### EXERCISE DETAILS
Pick out the lines in the listing below that contain the word "this" and copy them.

━━━ RECORDS TO PROCESS ━━━

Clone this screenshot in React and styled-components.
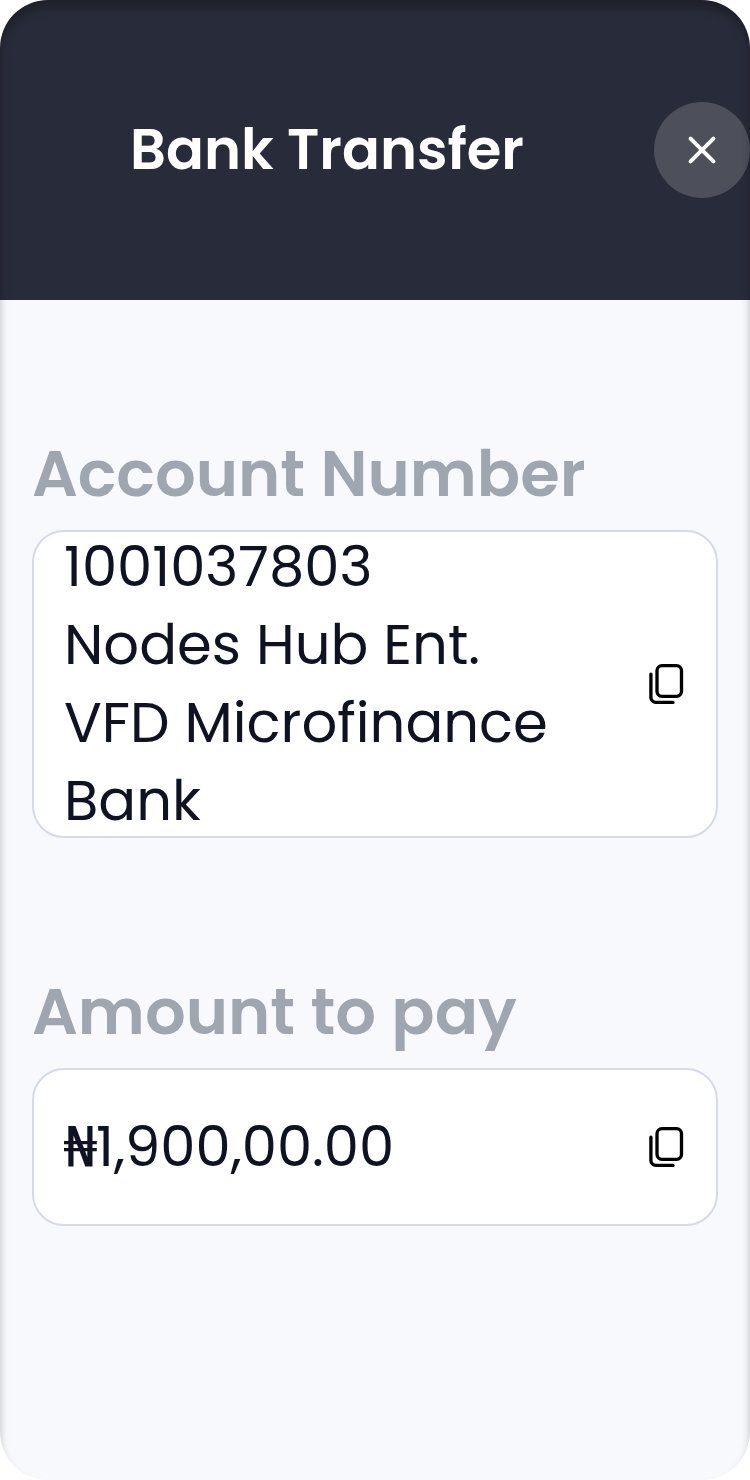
import React from "react";
import styled, { createGlobalStyle } from "styled-components";

const Global = createGlobalStyle`
  * { box-sizing: border-box; }
  body { margin: 0; background: #fff; font-family: "Poppins", "Open Sans", sans-serif; }
`;

const Screen = styled.main`
  position: relative;
  width: 750px;
  height: 1480px;
  overflow: hidden;
  border-radius: 48px;
  background: #f8f9fd;
  &::after {
    content: "";
    position: absolute;
    inset: 0;
    border-radius: inherit;
    pointer-events: none;
    box-shadow: inset 0 8px 8px rgba(0, 0, 0, 0.25);
  }
`;

const Header = styled.header`
  height: 300px;
  display: flex;
  align-items: center;
  justify-content: flex-end;
  gap: 131px;
  background: #282b39;
`;

const Title = styled.h1`
  margin: 0;
  width: 393px;
  font-size: 56px;
  line-height: 84px;
  font-weight: 600;
  white-space: nowrap;
  color: #fff;
`;

const CloseButton = styled.button`
  width: 96px;
  height: 96px;
  padding: 0;
  border: 0;
  border-radius: 50%;
  display: grid;
  place-items: center;
  background: #4d505b;
`;

const Content = styled.div`
  padding: 138px 32px 0;
  display: flex;
  flex-direction: column;
  gap: 138px;
`;

const Label = styled.h2`
  margin: 0 0 20px;
  font-size: 64px;
  line-height: 72px;
  font-weight: 600;
  white-space: nowrap;
  color: #9fa6b0;
`;

const Card = styled.div`
  height: ${(p) => p.$height}px;
  padding: 0 31px 0 30px;
  display: flex;
  align-items: center;
  justify-content: space-between;
  border: 2px solid #d6d9ec;
  border-radius: 32px;
  background: #fff;
`;

const Value = styled.div`
  font-size: 56px;
  line-height: 78px;
  white-space: nowrap;
  color: #0f1222;
`;

const Line = styled.div`
  height: 78px;
`;

const Currency = styled.span`
  font-family: "DejaVu Sans Mono", monospace;
  font-size: 54.5px;
  line-height: 0;
  margin-right: -0.8px;
`;

const CopyIcon = () => (
  <svg width="40" height="44" viewBox="0 0 40 44" fill="none" stroke="#000" strokeWidth="3.33" strokeLinecap="round">
    <rect x="12" y="3.7" width="24.5" height="30.6" rx="5" />
    <path d="M5.9 12.1v23.3a5 5 0 0 0 5 5H28" />
  </svg>
);

export default function App() {
  return (
    <>
      <Global />
      <Screen>
        <Header>
          <Title>Bank Transfer</Title>
          <CloseButton aria-label="Close">
            <svg width="32" height="32" viewBox="0 0 32 32" stroke="#fff" strokeWidth="4" strokeLinecap="round">
              <path d="M4.6 4.6l22.8 22.8M27.4 4.6L4.6 27.4" />
            </svg>
          </CloseButton>
        </Header>
        <Content>
          <section>
            <Label>Account Number</Label>
            <Card $height={308}>
              <Value>
                <Line>1001037803</Line>
                <Line>Nodes Hub Ent.</Line>
                <Line>VFD Microfinance</Line>
                <Line>Bank</Line>
              </Value>
              <CopyIcon />
            </Card>
          </section>
          <section>
            <Label>Amount to pay</Label>
            <Card $height={158}>
              <Value>
                <Line><Currency>₦</Currency>1,900,00.00</Line>
              </Value>
              <CopyIcon />
            </Card>
          </section>
        </Content>
      </Screen>
    </>
  );
}
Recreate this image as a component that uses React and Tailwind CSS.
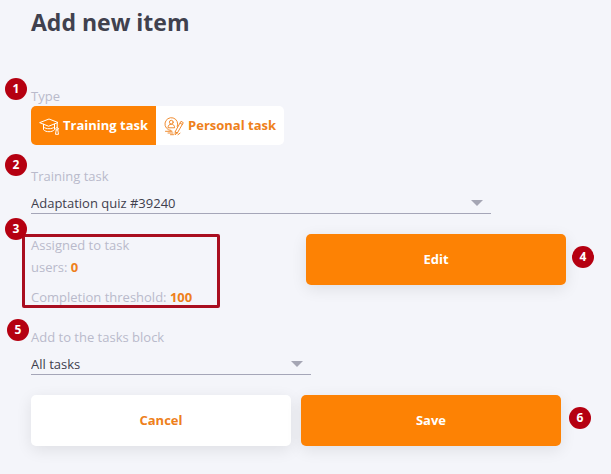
import { useState } from "react";

const TrainingIcon = () => (
  <svg className="w-5 h-5 shrink-0" viewBox="0 0 20 20" fill="none" stroke="currentColor" strokeWidth="1" strokeLinejoin="round" strokeLinecap="round" aria-hidden="true">
    <path d="M1 6.500 10 3l9 3.500-9 3.600z" />
    <path d="M4.500 8.200v1.500M15.500 8.200v1.500" />
    <path d="M4.500 9.700v4c1.500 1.500 3.300 2 5.500 2s4-.5 5.500-2v-4" />
    <path d="M4.500 11c1.500 1.300 3.300 1.700 5.500 1.700s4-.4 5.500-1.700" />
    <path d="M18.200 7v4.500" />
    <circle cx="18" cy="12.800" r="1.200" />
    <path d="M17.200 14l-.7 4.300h3L18.800 14" />
  </svg>
);

const PersonalIcon = () => (
  <svg className="w-5 h-5 shrink-0" viewBox="0 0 20 20" fill="none" stroke="currentColor" strokeWidth="0.9" strokeLinejoin="round" strokeLinecap="round" aria-hidden="true">
    <path d="M13.300 10.500A6.400 6.400 0 1 0 7 14.500" />
    <circle cx="7.300" cy="6.200" r="1.900" />
    <path d="M4 11.400c0-2 1.300-3.200 3.300-3.200s3.300 1.200 3.300 3.200z" />
    <path d="M17.300 5.500l2 1.200-6 10.300-2.300 1.700.3-2.900z" />
    <path d="M16.300 7.200l2 1.200M11.300 15.800l2 1.200" />
    <path d="M1.500 15.300h6.500M4 17h5M6.500 18.700h3M14 18.700l2-1.500" />
  </svg>
);

const Marker = ({ number, className }) => (
  <span className={`absolute z-10 flex h-[22px] w-[22px] items-center justify-center rounded-full bg-[#b50011] text-xs font-bold text-white ${className}`}>
    {number}
  </span>
);

const SelectField = ({ id, label, options, className }) => (
  <div className={className}>
    <label htmlFor={id} className="block leading-5 text-[#b9bacb]">{label}</label>
    <div className="relative mt-1.5">
      <select
        id={id}
        className="block h-[22px] w-full appearance-none border-b border-[#a5a6b8] bg-transparent pr-8 leading-5 text-[#3f404d] outline-none"
      >
        {options.map((option) => (
          <option key={option}>{option}</option>
        ))}
      </select>
      <svg className="pointer-events-none absolute right-2 top-2 h-1.5 w-3 text-[#a5a6b4]" viewBox="0 0 12 6" fill="currentColor" aria-hidden="true">
        <path d="M0 0h12L6 6z" />
      </svg>
    </div>
  </div>
);

const taskTypes = [
  { value: "training", label: "Training task", icon: TrainingIcon },
  { value: "personal", label: "Personal task", icon: PersonalIcon },
];

const buttonBase = "h-[51px] rounded-[5px] font-bold shadow-[0_4px_16px_rgba(0,0,0,0.09)]";
const primary = "bg-[#fd8204] text-white";
const secondary = "bg-white text-[#ee801b]";

const App = () => {
  const [type, setType] = useState("training");

  return (
    <main className="min-h-screen bg-[#f4f5fa] pb-7 pl-[31px] pr-[45px] pt-1.5 font-['Open_Sans',sans-serif] text-[13px]">
      <h1 className="text-[23px] font-bold leading-8 text-[#40414e]">Add new item</h1>

      <form className="mt-12 max-w-[535px]" onSubmit={(e) => e.preventDefault()}>
        {/* Task type */}
        <fieldset className="relative">
          <Marker number={1} className="-left-[26px] -top-7" />
          <legend className="leading-5 text-[#b9bacb]">Type</legend>
          <div className="inline-flex overflow-hidden rounded-[5px] align-top">
            {taskTypes.map(({ value, label, icon: Icon }) => (
              <label
                key={value}
                className={`flex h-[39px] cursor-pointer items-center gap-1 px-2 font-bold ${type === value ? primary : secondary}`}
              >
                <input
                  type="radio"
                  name="type"
                  value={value}
                  checked={type === value}
                  onChange={() => setType(value)}
                  className="sr-only"
                />
                <Icon />
                {label}
              </label>
            ))}
          </div>
        </fieldset>

        <div className="relative mt-[21px]">
          <Marker number={2} className="-left-[26px] -top-3" />
          <SelectField
            id="training-task"
            label="Training task"
            options={["Adaptation quiz #39240"]}
            className="max-w-[460px]"
          />
        </div>

        {/* Assignment summary */}
        <div className="relative mt-5 flex items-start justify-between">
          <Marker number={3} className="-left-[26px] -top-4" />
          <div className="relative w-[189px] leading-[22px] text-[#b9bacb]">
            <div className="pointer-events-none absolute inset-y-0 -left-[9px] right-0 rounded-xs border-3 border-[#a90e20]" />
            <p>
              Assigned to task
              <br />
              users: <b className="text-[#ee801b]">0</b>
            </p>
            <p className="mt-2">
              Completion threshold: <b className="text-[#ee801b]">100</b>
            </p>
          </div>
          <div className="relative w-[260px]">
            <button type="button" className={`w-full ${buttonBase} ${primary}`}>Edit</button>
            <Marker number={4} className="left-full top-3 ml-1.5" />
          </div>
        </div>

        <div className="relative mt-[19px]">
          <Marker number={5} className="-left-6 -top-2" />
          <SelectField
            id="tasks-block"
            label="Add to the tasks block"
            options={["All tasks"]}
            className="max-w-[280px]"
          />
        </div>

        <div className="relative mt-5 flex max-w-[530px] gap-2.5">
          <button type="button" className={`flex-1 ${buttonBase} ${secondary}`}>Cancel</button>
          <button type="submit" className={`flex-1 ${buttonBase} ${primary}`}>Save</button>
          <Marker number={6} className="left-full top-3 ml-2" />
        </div>
      </form>
    </main>
  );
};

export default App;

━━━

### EXERCISE ANSWER
Clone this screenshot in React and styled-components.
Recreate this image as a component that uses React and Tailwind CSS.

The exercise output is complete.